藤野の散文-私の暗黙知-

毎日の中での気付きについて書いています

残すより愉しみ。


隅田川の花火大会はずい分物々しい警備が敷かれていた。
事件が起こらなくて何よりだが、それにしても一段と「花火の瞬間」を撮っている人が多いことに驚いた。

今はにスマホで手軽に、高画質の写真や動画が撮れるから、ちょっと珍しいシーンはすぐに「保存して」となる。

けれど、「保存して後から何度も「鑑賞して」楽しみたい映像」と、
「その一瞬を楽しむ」ということは根本的に違う。

というかどんな記録も「生」にはかなわない。
デジカメで「あるシーン」の写真を撮っているというのは「そのライヴ経験の補完」だ。
その「保存映像」で、生のライブシーンを想起させるための。

記録メディアは決してライブを超えない。けれど記録は「記憶」では消えてしまうライブを永遠に残すということができる。

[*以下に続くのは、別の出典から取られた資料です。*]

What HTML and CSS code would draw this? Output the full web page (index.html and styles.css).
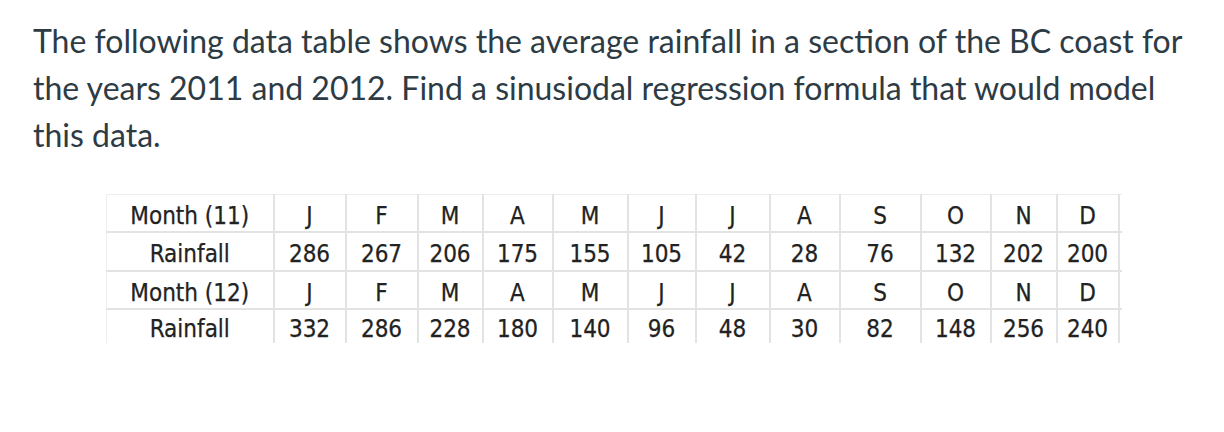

つまり、「そのライブを目いっぱい楽しむことができる」時には、あんまりスマホで撮影に一生懸命になることはない。
というより「ライブ」に接したのならその「ライブを目いっぱい感じること」に注力したほうがいいのに違いない。

この瞬間を残したい、というのは聴衆の素直な願いだけれど、それ以上に「その瞬間」って貴重なものだと思う。
むしろ「二度とは同じではないこの一瞬」を感じる気持ちが大事じゃないだろうか。

花火もライブも、目と耳で目一杯楽しみましょう。